Finding the eigenvalues is now a piece of cake!



$\displaystyle \left| \begin{array}{cc}6 - \lambda & -1 \\5 & 2 - \lambda \\\end{array} \right| = (6 - \lambda)(2 - \lambda) - (-1)(5) = 0$

This gives:

$\displaystyle \lambda_1 = 4 + i$
$\displaystyle \lambda_2 = 4 - i$

FYI. When one eigenvalue is the conjugate of the other eigenvalue, this can be written as:

$\displaystyle \lambda_1 = \overline{\lambda_2}$

Welcome to the world of complex analysis!

 

[logistic_guy]

$\displaystyle (2 - i)k_1 - k_2 = 0$
$\displaystyle 5k_1 - (2 + i)k_2 = 0$

If we choose $\displaystyle k_1 = 1$ then $\displaystyle k_2 = 2 - i$.

Then, our first solution is:

$\displaystyle \bold{X}_1 = \begin{bmatrix}1 \\2 - i \end{bmatrix}e^{(4+i)t}$

 

[logistic_guy]

Now we use the second eigenvalue $\displaystyle \lambda_2 = 4 - i$ to get:

$\displaystyle (2 + i)k_1 - k_2 = 0$
$\displaystyle 5k_1 - (2 - i)k_2 = 0$

If we choose $\displaystyle k_1 = 1$, then $\displaystyle k_2 = 2 + i$.

This gives the second solution as:

$\displaystyle \bold{X}_2 = \begin{bmatrix}1 \\2 + i \end{bmatrix} e^{(4 - i)t}$

 

[logistic_guy]

The general solution is:

$\displaystyle \bold{X} = c_1\bold{X}_1 + c_2\bold{X}_2 = c_1\begin{bmatrix}1 \\2 - i \end{bmatrix}e^{(4+i)t}+ c_2\begin{bmatrix}1 \\2 + i \end{bmatrix} e^{(4 - i)t}$

But this is not the best notation to use.

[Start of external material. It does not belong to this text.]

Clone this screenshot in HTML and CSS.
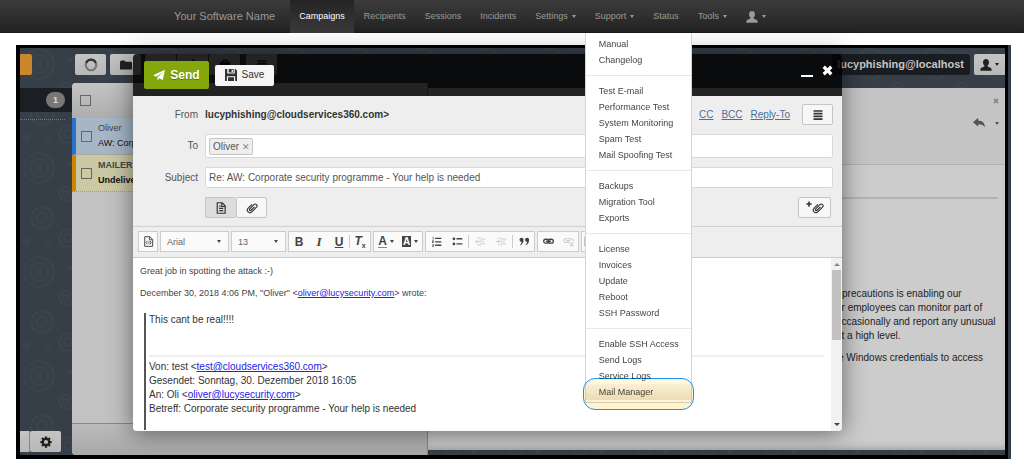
FILE: index.html
```html
<!DOCTYPE html>
<html lang="en">
<head>
<meta charset="utf-8">
<title>Your Software Name</title>
<link rel="stylesheet" href="styles.css">
</head>
<body>
<svg class="sprite" aria-hidden="true">
  <symbol id="user" viewBox="0 0 16 16"><path d="M8 0c2.600 0 4 1.800 4 4.200 0 1.700-.8 3.500-1.900 4.400v1.200c1 1.300 5.400 1.500 5.400 4.200v1.500H.5V14c0-2.700 4.400-2.900 5.400-4.200V8.600C4.800 7.700 4 5.900 4 4.200 4 1.800 5.400 0 8 0z"/></symbol>
  <symbol id="plane" viewBox="0 0 16 16"><path d="M16 1 13 14.500 8.300 12.200 6 15.500V11.300L13.500 3.800 4.500 10.300.2 8.400z"/></symbol>
  <symbol id="floppy" viewBox="0 0 16 16"><path d="M0 0h3v6h10V0h1l2 2v14h-2.500V9.500h-11V16H0zM5 0h6.500v4.800H5zm3.800.9v3h1.700v-3zM4 11h8v5H4z" fill-rule="evenodd"/></symbol>
  <symbol id="bars" viewBox="0 0 16 16"><path d="M2 1.500h12v2.200H2zm0 3.600h12v2.200H2zm0 3.600h12v2.200H2zm0 3.600h12v2.200H2z"/></symbol>
  <symbol id="clip" viewBox="0 0 16 16"><path transform="rotate(45 8 8)" d="M4.500 4.500v7.300a3.500 3.500 0 0 0 7 0V3a2.400 2.400 0 0 0-4.800 0v8a1.200 1.200 0 0 0 2.500 0V4.500" fill="none" stroke="currentColor" stroke-width="1.500"/></symbol>
  <symbol id="doc" viewBox="0 0 16 16"><path d="M3 1h6.500L13.500 5v10H3zM9 1.500V6h4M5.500 8.500h5.500M5.500 11.500h5.500M5.500 5.500h2" fill="none" stroke="currentColor" stroke-width="1.600"/></symbol>
  <symbol id="source" viewBox="0 0 16 16"><path d="M2.500 1h7.500L14 5v10H2.500zM9.500 1.500V5.500H13.500M6.500 7 4.500 9.500l2 2.500M10 7l2 2.500-2 2.500M8.800 8v3" fill="none" stroke="currentColor" stroke-width="1.400"/></symbol>
  <symbol id="numbers" viewBox="0 0 16 16"><path d="M6 2.500h9v2H6zm0 5h9v2H6zm0 5h9v2H6zM2.500 1h1v4h-1zM1.500 6.500h2.500v2l-1.500 1H4v.8H1.300v-1l1.600-1.200H1.500zM1.500 11.500H4v4H1.500v-.8h1.600v-1H2v-.6h1.100v-.8H1.500z"/></symbol>
  <symbol id="bullets" viewBox="0 0 16 16"><path d="M6.500 3h8.500v2H6.500zm0 7.500h8.500v2H6.500z"/><circle cx="2.800" cy="4" r="2"/><circle cx="2.800" cy="11.500" r="2"/></symbol>
  <symbol id="outdent" viewBox="0 0 16 16"><path d="M7 1h1v14H7zM9 3.500h6V5H9zm0 3.500h4v1.500H9zm0 3.500h6V12H9zM0 8l3.500-3v2.200H6.500v1.600H3.500V11zM3 2.500h4v1H3zm0 10h4v1H3z"/></symbol>
  <symbol id="indent" viewBox="0 0 16 16"><path d="M7 1h1v14H7zM9 3.500h6V5H9zm0 3.500h4v1.500H9zm0 3.500h6V12H9zM6.500 8 3 5v2.200H0v1.600h3V11zM2 2.500h4v1H2zm0 10h4v1H2z"/></symbol>
  <symbol id="quote" viewBox="0 0 16 16"><path d="M3.700 2.500a3 3 0 0 1 3 3.100c0 3.300-1.600 6.200-4.400 7.900l-.7-.8c1.300-1.200 2.100-2.600 2.200-4.100A3 3 0 0 1 3.700 2.500zm8 0a3 3 0 0 1 3 3.100c0 3.300-1.600 6.200-4.400 7.900l-.7-.8c1.300-1.200 2.100-2.600 2.200-4.100a3 3 0 0 1-.1-6.100z"/></symbol>
  <symbol id="link" viewBox="0 0 16 16"><g fill="none" stroke="currentColor" stroke-width="1.900"><rect x="1" y="4.700" width="7.500" height="5.800" rx="2.900"/><rect x="7.500" y="4.700" width="7.500" height="5.800" rx="2.900"/><path d="M4.500 7.600h7"/></g></symbol>
  <symbol id="unlink" viewBox="0 0 16 16"><g fill="none" stroke="currentColor" stroke-width="1.700"><path d="M10 9.500H4a2.700 2.700 0 0 1 0-5.500h8a2.700 2.700 0 0 1 2.500 4M4.500 6.800h6M10 9.500l5 5.500M15 9.500l-5 5.500"/></g></symbol>
  <symbol id="table" viewBox="0 0 16 16"><path d="M1 1h14v14H1zM2.500 5v3.500H7V5zm6 0v3.500h5V5zm-6 5v3.500H7V10zm6 0v3.500h5V10z" fill-rule="evenodd"/></symbol>
  <symbol id="gear" viewBox="0 0 16 16"><circle cx="8" cy="8" r="4.300" fill="none" stroke="currentColor" stroke-width="3"/><path d="M8 .5v3M8 12.500v3M.5 8h3M12.500 8h3M2.700 2.700l2 2M11.300 11.300l2 2M13.300 2.700l-2 2M4.700 11.300l-2 2" fill="none" stroke="currentColor" stroke-width="3"/></symbol>
  <symbol id="spinner" viewBox="0 0 16 16"><circle cx="8" cy="8" r="6" fill="none" stroke="#777" stroke-width="2.500"/><path d="M2.500 5.500A6 6 0 0 1 13.500 5.500" fill="none" stroke="#333" stroke-width="2.500"/></symbol>
  <symbol id="folder" viewBox="0 0 16 16"><path d="M0 3.500 1.500 2H6l1.500 1.800H14.500L16 5v9H0z"/></symbol>
  <symbol id="reply" viewBox="0 0 16 16"><path d="M0 7 7 1v3.500c5.500.2 8.700 3.200 9 9.500-2-3.300-4.700-4.400-9-4.400V13z"/></symbol>
  <symbol id="trash" viewBox="0 0 16 16"><path d="M2 7h12l-1 8H3zM1 5h14M4 5a4 3.500 0 0 1 8 0M6 9v4M10 9v4" fill="none" stroke="currentColor" stroke-width="2"/></symbol>
  <symbol id="plus" viewBox="0 0 16 16"><path d="M6 1h4v5h5v4h-5v5H6v-5H1V6h5z"/></symbol>
  <symbol id="close" viewBox="0 0 16 16"><path d="m4.200.8 3.800 3.800L11.800.8l3.400 3.400L11.400 8l3.800 3.800-3.400 3.400L8 11.400l-3.800 3.800-3.400-3.400L4.600 8 .8 4.200z"/></symbol>
</svg>

<nav class="navbar">
  <a class="brand" href="#">Your Software Name</a>
  <ul class="nav">
    <li class="active"><a href="#">Campaigns</a></li>
    <li><a href="#">Recipients</a></li>
    <li><a href="#">Sessions</a></li>
    <li><a href="#">Incidents</a></li>
    <li><a href="#">Settings <i class="caret"></i></a></li>
    <li class="open"><a href="#">Support <i class="caret"></i></a>
      <div class="dropdown">
        <ul>
          <li><a href="#">Manual</a></li>
          <li><a href="#">Changelog</a></li>
        </ul>
        <ul>
          <li><a href="#">Test E-mail</a></li>
          <li><a href="#">Performance Test</a></li>
          <li><a href="#">System Monitoring</a></li>
          <li><a href="#">Spam Test</a></li>
          <li><a href="#">Mail Spoofing Test</a></li>
        </ul>
        <ul>
          <li><a href="#">Backups</a></li>
          <li><a href="#">Migration Tool</a></li>
          <li><a href="#">Exports</a></li>
        </ul>
        <ul>
          <li><a href="#">License</a></li>
          <li><a href="#">Invoices</a></li>
          <li><a href="#">Update</a></li>
          <li><a href="#">Reboot</a></li>
          <li><a href="#">SSH Password</a></li>
        </ul>
        <ul>
          <li><a href="#">Enable SSH Access</a></li>
          <li><a href="#">Send Logs</a></li>
          <li><a href="#">Service Logs</a></li>
          <li class="current"><a href="#">Mail Manager</a><span class="highlight"></span></li>
        </ul>
      </div>
    </li>
    <li><a href="#">Status</a></li>
    <li><a href="#">Tools <i class="caret"></i></a></li>
    <li><a href="#" aria-label="Account"><svg class="icon"><use href="#user"/></svg> <i class="caret"></i></a></li>
  </ul>
</nav>

<main class="page">
  <div class="frame">
    <svg class="pattern" aria-hidden="true">
      <defs>
        <pattern id="rings" width="64" height="104" patternUnits="userSpaceOnUse">
          <g fill="none" stroke="#454d57" stroke-width="2">
            <circle cx="19" cy="16" r="15"/><circle cx="19" cy="16" r="9"/><circle cx="19" cy="16" r="3"/>
            <circle cx="46" cy="42" r="7"/><circle cx="46" cy="42" r="3"/>
            <circle cx="22" cy="66" r="11"/><circle cx="22" cy="66" r="5"/>
            <circle cx="48" cy="86" r="9"/><circle cx="48" cy="86" r="4"/>
          </g>
          <g fill="#454d57"><circle cx="6" cy="90" r="4"/><circle cx="28" cy="94" r="2"/><circle cx="50" cy="12" r="3"/></g>
        </pattern>
      </defs>
      <rect width="100%" height="100%" fill="url(#rings)"/>
    </svg>

    <aside class="sidebar">
      <button class="compose" aria-label="Compose"></button>
      <div class="inbox"><span class="badge">1</span></div>
      <div class="rule"></div>
      <div class="side-tools"><button class="tool" aria-label="Contacts"></button><button class="tool" aria-label="Preferences"><svg class="icon"><use href="#gear"/></svg></button></div>
    </aside>

    <div class="mail">
      <div class="mailbar">
        <button class="tool" aria-label="Refresh"><svg class="icon large"><use href="#spinner"/></svg></button>
        <button class="tool" aria-label="Move"><svg class="icon"><use href="#folder"/></svg></button>
        <div class="tool-group">
          <button class="tool" aria-label="Reply"><svg class="icon"><use href="#reply"/></svg></button><button class="tool" aria-label="Add"><svg class="icon"><use href="#plus"/></svg></button><button class="tool" aria-label="Delete"><svg class="icon"><use href="#trash"/></svg></button>
        </div>
        <button class="tool" aria-label="More"><svg class="icon"><use href="#bars"/></svg></button>
        <strong class="account">lucyphishing@localhost</strong>
        <button class="tool user" aria-label="User menu"><svg class="icon"><use href="#user"/></svg><i class="caret"></i></button>
      </div>
      <div class="panes">
        <section class="list">
          <div class="list-head"><input type="checkbox" aria-label="Select all"></div>
          <div class="item blue"><input type="checkbox" aria-label="Select Oliver"><div>Oliver<br><span class="subject">AW: Corp</span></div></div>
          <div class="item yellow"><input type="checkbox" aria-label="Select MAILER"><div><b>MAILER<br><span class="subject">Undelive</span></b></div></div>
          <div class="list-foot"></div>
        </section>
        <article class="reader">
          <header class="reader-head">
            <button class="plain" aria-label="Close message"><svg class="icon small"><use href="#close"/></svg></button>
            <div class="reader-actions"><button class="plain" aria-label="Reply"><svg class="icon"><use href="#reply"/></svg></button><button class="plain" aria-label="More actions"><i class="caret"></i></button></div>
          </header>
          <div class="reader-info"></div>
          <div class="reader-body">
            <p class="first">precautions is enabling our</p>
            <p>ur employees can monitor part of<br>occasionally and report any unusual<br>at a high level.</p>
            <p class="last">e Windows credentials to access</p>
          </div>
        </article>
      </div>
    </div>

    <section class="composer" aria-label="Compose message">
      <header class="composer-head">
        <button class="send"><svg class="icon"><use href="#plane"/></svg>Send</button>
        <button class="save"><svg class="icon"><use href="#floppy"/></svg>Save</button>
        <div class="window-tools">
          <button class="plain" aria-label="Minimize"><span class="minimize"></span></button>
          <button class="plain" aria-label="Close"><svg class="icon"><use href="#close"/></svg></button>
        </div>
      </header>
      <form class="fields">
        <span class="label">From</span>
        <div class="from"><strong>lucyphishing@cloudservices360.com&gt;</strong>
          <div class="extra"><a href="#">CC</a><a href="#">BCC</a><a href="#">Reply-To</a><button type="button" class="box" aria-label="Options"><svg class="icon"><use href="#bars"/></svg></button></div>
        </div>
        <label class="label" for="to">To</label>
        <div class="to"><button type="button" class="tag">Oliver <span>✕</span></button><input id="to" type="text"></div>
        <label class="label" for="subject">Subject</label>
        <input id="subject" class="subject-input" type="text" value="Re: AW: Corporate security programme - Your help is needed">
        <div class="modes">
          <div class="mode-group"><button type="button" class="box pressed" aria-label="Message"><svg class="icon"><use href="#doc"/></svg></button><button type="button" class="box" aria-label="Attachments"><svg class="icon"><use href="#clip"/></svg></button></div>
          <button type="button" class="box attach" aria-label="Add attachment"><svg class="icon tiny"><use href="#plus"/></svg><svg class="icon"><use href="#clip"/></svg></button>
        </div>
      </form>
      <div class="editor-bar">
        <div class="group source"><button aria-label="Source"><svg class="icon"><use href="#source"/></svg></button></div>
        <div class="group font"><select aria-label="Font"><option>Arial</option></select><i class="caret"></i></div>
        <div class="group size"><select aria-label="Size"><option>13</option></select><i class="caret"></i></div>
        <div class="group"><button><b>B</b></button><button class="serif"><b><i>I</i></b></button><button><b><u>U</u></b></button><i class="sep"></i><button><b><i>T</i><sub>x</sub></b></button></div>
        <div class="group"><button class="wide"><b class="ink">A</b><i class="caret"></i></button><button class="wide"><b class="inverse">A</b><i class="caret"></i></button></div>
        <div class="group lists"><button aria-label="Numbered list"><svg class="icon"><use href="#numbers"/></svg></button><button aria-label="Bulleted list"><svg class="icon"><use href="#bullets"/></svg></button><i class="sep"></i><button disabled aria-label="Outdent"><svg class="icon"><use href="#outdent"/></svg></button><button disabled aria-label="Indent"><svg class="icon"><use href="#indent"/></svg></button><i class="sep"></i><button aria-label="Quote"><svg class="icon"><use href="#quote"/></svg></button></div>
        <div class="group"><button aria-label="Link"><svg class="icon"><use href="#link"/></svg></button><button disabled aria-label="Unlink"><svg class="icon"><use href="#unlink"/></svg></button></div>
        <div class="group"><button class="narrow" aria-label="Table"><svg class="icon"><use href="#table"/></svg></button></div>
      </div>
      <div class="message">
        <div class="message-text">
          <p>Great job in spotting the attack :-)</p>
          <p>December 30, 2018 4:06 PM, "Oliver" &lt;<a href="#">oliver@lucysecurity.com</a>&gt; wrote:</p>
          <blockquote>
            This cant be real!!!!
            <hr>
            Von: test &lt;<a href="#">test@cloudservices360.com</a>&gt;<br>
            Gesendet: Sonntag, 30. Dezember 2018 16:05<br>
            An: Oli &lt;<a href="#">oliver@lucysecurity.com</a>&gt;<br>
            Betreff: Corporate security programme - Your help is needed
          </blockquote>
        </div>
        <div class="scrollbar"><i class="up"></i><i class="thumb"></i><i class="down"></i></div>
      </div>
    </section>
  </div>
</main>
</body>
</html>
```

FILE: styles.css
```css
* { box-sizing: border-box; }
body { margin: 0; background: #fff; color: #444; font: 10px/14px "Liberation Sans", Arial, sans-serif; }
button, input, select { font: inherit; color: inherit; margin: 0; padding: 0; }
ul { list-style: none; margin: 0; padding: 0; }
p { margin: 0; }
.sprite { position: absolute; width: 0; height: 0; }
.icon { width: 12px; height: 12px; fill: currentColor; flex: none; }
.icon.large { width: 14px; height: 14px; }
.icon.small { width: 6px; height: 6px; }
.icon.tiny { width: 6px; height: 6px; align-self: flex-start; margin-top: 3px; }
.caret { display: inline-block; flex: none; border: 2px solid transparent; border-top: 3px solid currentColor; border-bottom: 0; }
.plain { border: 0; background: none; display: flex; align-items: center; }

/* Top navigation */
.navbar { display: flex; height: 33px; padding-left: 17%; background: linear-gradient(#3c3c3c, #222); font-size: 9px; line-height: 33px; border-bottom: 1px solid #1a1a1a; }
.navbar a { color: #999; text-decoration: none; }
.brand { font-size: 11px; margin-right: 15px; white-space: nowrap; }
.nav { display: flex; gap: 1px; }
.nav > li { position: relative; height: 33px; }
.nav > li > a { display: flex; align-items: center; gap: 4px; padding: 0 9px; height: 33px; }
.nav > .active { background: linear-gradient(#242424, #3a3a3a); }
.nav > .active > a { color: #fff; }
.dropdown { position: absolute; z-index: 5; top: 33px; left: -1px; width: 107px; padding: 3px 0 2px; background: #fff; border: 1px solid #d5d5d5; border-top: 0; line-height: 16px; }
.dropdown ul + ul { margin-top: 7px; padding-top: 7px; border-top: 1px solid #e8e8e8; }
.dropdown a { display: block; padding-left: 13px; color: #444; white-space: nowrap; }
.current { position: relative; background: linear-gradient(#fbf8f4, #ece6da); }
.highlight { position: absolute; top: -6px; left: -3px; right: -3px; height: 32px; border: 1px solid #1496f4; border-radius: 12px; background: linear-gradient(#fff8e2, #fff3cd); mix-blend-mode: multiply; }

/* Webmail window */
.page { padding: 12px 16px 12px 16px; }
.frame { position: relative; display: grid; grid-template-columns: 52px 1fr; min-height: 414px; background: #363e48; border: 3px solid #000; border-left-width: 4px; border-bottom-width: 4px; box-shadow: 3px 0 0 #363e48; }
.pattern { position: absolute; width: 100%; height: 100%; opacity: .35; }
.sidebar { position: relative; display: flex; flex-direction: column; padding-top: 6px; }
.compose { width: 12px; height: 21px; border: 0; border-radius: 0 2px 2px 0; background: #cc862b; }
.inbox { display: flex; justify-content: flex-end; align-items: center; margin-top: 13px; height: 24px; padding-right: 7px; background: #1b1f24; }
.badge { padding: 0 7px; border-radius: 8px; background: #777; color: #ddd; font-weight: bold; font-size: 9px; line-height: 16px; }
.rule { width: 45px; margin-top: 7px; border-top: 1px dotted #777; }
.side-tools { display: flex; margin-top: auto; padding-bottom: 3px; }
.side-tools .tool:first-child { width: 10px; border-right: 1px solid #888; border-radius: 0; }
.tool { display: flex; align-items: center; justify-content: center; gap: 3px; width: 31px; height: 21px; border: 0; border-radius: 2px; background: linear-gradient(#c4c4c4, #b8b8b8); color: #222; }
.mail { position: relative; display: flex; flex-direction: column; min-width: 0; }
.mailbar { display: flex; gap: 4px; padding: 6px 0 8px 3px; }
.tool-group { display: flex; gap: 1px; margin-right: 2px; }
.account { margin-left: auto; padding: 0 6px 0 5px; border-radius: 3px; background: #191d21; color: #c6c6c6; font-size: 11px; line-height: 21px; }
.tool.user { border-radius: 2px 0 0 2px; }
.panes { display: grid; grid-template-columns: 356fr 577fr; flex: 1; }
.list { display: flex; flex-direction: column; background: #c2c2c2; border-radius: 4px 0 0 4px; border-right: 1px solid #888; color: #444; }
.list-head { display: flex; align-items: center; height: 35px; padding-left: 8px; background: linear-gradient(#c4c4c4, #adadad); border-radius: 4px 0 0 0; }
.list input { appearance: none; width: 11px; height: 11px; border: 1px solid #666; flex: none; }
.item { display: flex; align-items: center; gap: 6px; height: 37px; padding-left: 5px; font-size: 9px; line-height: 15px; border-left: 4px solid; border-bottom: 1px dotted #999; white-space: nowrap; }
.subject { color: #111; }
.blue { background: #a6b6c6; border-left-color: #2c72c7; }
.yellow { background: #cbc8a4; border-left-color: #d08400; }
.list-foot { margin-top: auto; height: 32px; border-top: 1px solid #888; background: linear-gradient(#bbb, #a8a8a8); border-radius: 0 0 0 4px; }
.reader { display: flex; flex-direction: column; margin: 5px 0; background: #ccc; color: #222; box-shadow: inset 0 -6px 8px -6px #888; }
.reader-head { display: flex; flex-direction: column; align-items: flex-end; gap: 13px; height: 77px; padding: 10px 6px; background: #c5c5c5; border-bottom: 1px solid #b0b0b0; color: #888; }
.reader-actions { display: flex; align-items: center; gap: 10px; color: #555; }
.reader-info { height: 34px; margin-right: 7px; border-bottom: 2px solid #b3b3b3; }
.reader-body { width: 169px; margin: 88px 0 0 auto; white-space: nowrap; }
.reader-body .first { padding-left: 6px; }
.reader-body .last { margin-top: 8px; padding-left: 2px; }

/* Compose dialog, floating above the mailbox */
.composer { position: absolute; z-index: 2; top: 6px; right: 163px; bottom: 24px; left: 113px; display: flex; flex-direction: column; border-radius: 4px; box-shadow: 0 2px 24px rgba(0, 0, 0, .5); overflow: hidden; }
.composer-head { display: flex; align-items: center; gap: 6px; height: 42px; flex: none; padding: 0 9px 0 11px; background: rgba(0, 0, 0, .82); }
.send, .save { display: flex; align-items: center; justify-content: center; border: 0; border-radius: 2px; }
.send { gap: 5px; width: 65px; height: 28px; background: #84a80b; color: #fff; font-size: 12px; font-weight: bold; text-shadow: 0 1px 1px #567000; }
.save { gap: 5px; width: 59px; height: 21px; background: #f6f6f6; color: #333; }
.window-tools { display: flex; gap: 9px; margin-left: auto; margin-bottom: 10px; color: #fff; }
.window-tools .icon { width: 11px; height: 11px; }
.minimize { width: 12px; height: 2px; margin-top: 12px; background: #fff; }
.fields { display: grid; grid-template-columns: 65px 1fr; align-items: center; gap: 9px 7px; padding: 8px 9px 8px 0; background: #eee; border-bottom: 1px solid #d0d0d0; }
.label { text-align: right; color: #555; }
.from, .extra, .modes, .mode-group { display: flex; align-items: center; }
.from strong { color: #333; }
.extra { gap: 8px; margin-left: auto; }
.extra a { color: #4d6f96; }
.box { display: flex; align-items: center; justify-content: center; width: 31px; height: 21px; border: 1px solid #c5c5c5; border-radius: 2px; background: #f7f7f7; color: #333; }
.extra .box { margin-left: 4px; }
.to, .subject-input { border: 1px solid #d8d8d8; border-radius: 2px; background: #fff; }
.to { display: flex; align-items: center; height: 24px; padding-left: 3px; }
.to input { flex: 1; border: 0; background: none; outline: 0; }
.tag { height: 17px; padding: 0 3px; border: 1px solid #c4c4c4; border-radius: 2px; background: #eee; color: #555; line-height: 15px; }
.tag span { color: #888; font: 9px "DejaVu Sans", sans-serif; }
.subject-input { width: 100%; height: 21px; padding: 0 3px; color: #555; }
.modes { grid-column: 2; justify-content: space-between; }
.pressed { background: #ddd; border-right: 0; }
.attach { width: 33px; margin-right: 2px; }
.editor-bar { display: flex; gap: 2px; padding: 4px 5px 5px; background: #eee; border-bottom: 1px solid #ccc; }
.group { position: relative; display: flex; align-items: center; height: 21px; border: 1px solid #ccc; background: #fafafa; color: #444; }
.group button { display: flex; align-items: center; justify-content: center; width: 20px; height: 19px; border: 0; background: none; font-size: 12px; }
.group button:disabled { color: #ccc; }
.group .icon { width: 11px; height: 11px; }
.group sub { font-size: 7px; line-height: 7px; }
.group .serif { font-family: "Liberation Serif", serif; font-size: 13px; }
.group .wide { width: 24px; gap: 3px; }
.group .narrow { width: 14px; }
.group.source button { width: 18px; }
.group.lists { gap: 1px; }
.group select { width: 100%; height: 19px; padding-left: 6px; appearance: none; border: 0; background: none; font-size: 9px; color: #666; }
.group select + .caret { position: absolute; right: 7px; pointer-events: none; }
.font { width: 69px; }
.size { width: 55px; }
.sep { width: 1px; height: 13px; background: #ccc; }
.ink { line-height: 11px; border-bottom: 1px solid #888; }
.inverse { padding: 0 1px; background: #444; color: #fff; font-size: 10px; line-height: 11px; }
.message { display: flex; flex: 1; min-height: 0; background: #fff; }
.message-text { flex: 1; padding: 6px 7px 0; font-size: 9px; }
.message-text p { margin-bottom: 8px; }
.message-text a { color: #22e; }
blockquote { margin: 13px 0 0 4px; padding: 0 0 14px 3px; border-left: 2px solid #555; font-size: 10px; color: #333; }
hr { margin: 28px 0 3px; border: 0; border-top: 2px solid #eee; }
.scrollbar { display: flex; flex-direction: column; align-items: center; width: 11px; padding: 5px 0; background: #f1f1f1; }
.thumb { width: 9px; height: 70px; margin-top: 4px; background: #c1c1c1; }
.up, .down { border: 3px solid transparent; }
.up { border-top: 0; border-bottom-color: #888; }
.down { margin-top: auto; border-bottom: 0; border-top-color: #444; }
```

We would love to write the solution in terms of trigonometric functions and without the imaginary $\displaystyle i$.

Therefore, we will use the following Theorem $\displaystyle (\textcolor{blue}{\bold{Theorem}} \textcolor{red}{\bold{69}})$:

$\displaystyle \bold{X}_1 = (\bold{B}_1\cos \beta t - \bold{B}_2\sin \beta t)e^{\alpha t}$
$\displaystyle \bold{X}_2 = (\bold{B}_2\cos \beta t + \bold{B}_1\sin \beta t)e^{\alpha t}$

where $\displaystyle \bold{B}_1$ and $\displaystyle \bold{B}_2$ are the real and imaginary parts of $\displaystyle \bold{K}_1$ respectively. And $\displaystyle \alpha$ and $\displaystyle \beta$ are the real and imaginary parts of $\displaystyle \lambda_1$ respectively, where $\displaystyle \lambda_1 = \alpha + i\beta$ is the eigenvalue of $\displaystyle \bold{K}_1$.

Let us write $\displaystyle \bold{K}_1$ again.

$\displaystyle \bold{K}_1 = \begin{bmatrix}1 \\2 - i \end{bmatrix} = \begin{bmatrix}1 \\2 \end{bmatrix} + i\begin{bmatrix}0 \\-1 \end{bmatrix}$

Then,

$\displaystyle \bold{X}_1 = \left(\begin{bmatrix}1 \\2 \end{bmatrix}\cos t - \begin{bmatrix}0 \\-1 \end{bmatrix}\sin t\right)e^{4 t}$

$\displaystyle \bold{X}_2 = \left(\begin{bmatrix}0 \\-1 \end{bmatrix}\cos t + \begin{bmatrix}1 \\2 \end{bmatrix}\sin t\right)e^{4 t}$

And the general solution is:

$\displaystyle \bold{X} = c_1\left(\begin{bmatrix}1 \\2 \end{bmatrix}\cos t - \begin{bmatrix}0 \\-1 \end{bmatrix}\sin t\right)e^{4 t} + c_2\left(\begin{bmatrix}0 \\-1 \end{bmatrix}\cos t + \begin{bmatrix}1 \\2 \end{bmatrix}\sin t\right)e^{4 t}$

With a little simplification, the general solution becomes:

$\displaystyle \bold{X} = \textcolor{blue}{c_1\begin{bmatrix}\cos t \\2\cos t + \sin t \end{bmatrix}e^{4 t} + c_2\begin{bmatrix}\sin t \\2\sin t - \cos t \end{bmatrix}e^{4 t}}$